Uganda Raises Oil Reserves Estimate as First Production Nears in 2026
Regulator marks decade of operations with revised figures as drilling near completion and pipeline welding passes 1,000 km mark
November 21, 2025
The East African Crude Oil Pipeline route from Uganda to Tanzania © Uganda National Oil Company
Uganda has increased its estimate of recoverable oil and gas resources to 1.65 billion barrels, up from 1.4 billion, as it moves closer to beginning commercial production in the second half of 2026.
The Petroleum Authority of Uganda disclosed the revised figures Wednesday, as it marked a decade since its establishment, crediting the increase to enhanced data analysis of discoveries in the Albertine Graben basin. The regulator now oversees over 60 terabytes of electronic data at its National Petroleum Data Centre.
Ernest Rubondo, the authority’s executive director, said the country’s flagship Tilenga, Kingfisher and East African Crude Oil Pipeline projects had reached advanced stages of completion. “Uganda remains firmly on course to achieve first oil in the second half of 2026,” he said.
The Kingfisher project has completed all 19 of the wells required for initial production, while the Tilenga project has drilled 164 of the planned 170 wells, reaching 97 per cent completion.
The 1,443-kilometre EACOP pipeline, which will transport Ugandan crude oil to the Indian Ocean coast of Tanzania, has received all the necessary pipes, with over 1,000 kilometres having been welded.
Overall progress stands at 60 per cent for Tilenga, 74 per cent for Kingfisher, and 75 per cent for EACOP. These projects are among the most significant new oil developments in Africa, the petroleum authority said. The main operators are TotalEnergies and the China National Offshore Oil Corporation, alongside the state-owned Uganda National Oil Company.
The authority said Ugandan companies had secured $2.2bn of the $7bn in approved contracts, and that nearly 20,000 Ugandans are employed directly in the sector, with over 180,000 in indirect roles. Ugandans occupy 64 per cent of management positions and 85 per cent of technical roles.
A separate refinery project is also advancing, following the signing of an implementation agreement in March. The facility’s design is being finalised while the developers secure project financing and establish the refinery company, which has now been incorporated.

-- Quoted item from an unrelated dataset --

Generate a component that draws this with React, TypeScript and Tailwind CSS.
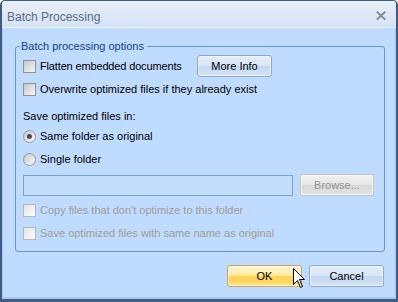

The petroleum authority emphasised that Uganda’s projects are designed to be among the least carbon-intensive in the world and will result in net biodiversity gains. Meanwhile, social programmes have provided 475 homes for people affected by the projects, and nearly 20,000 households have gained access to improved schools, health centres, and water systems.
Uganda discovered commercially viable oil reserves in 2006, but development has been delayed by protracted negotiations over tax terms, infrastructure costs, and environmental issues. Climate activists have criticised the projects over their environmental impact, particularly regarding the heated pipeline crossing sensitive ecosystems and water sources.
Uganda’s entry into oil production comes at a time when global demand projections are becoming increasingly uncertain due to the energy transition. However, African producers argue that their developments will serve growing domestic and regional markets while generating crucial revenues for development.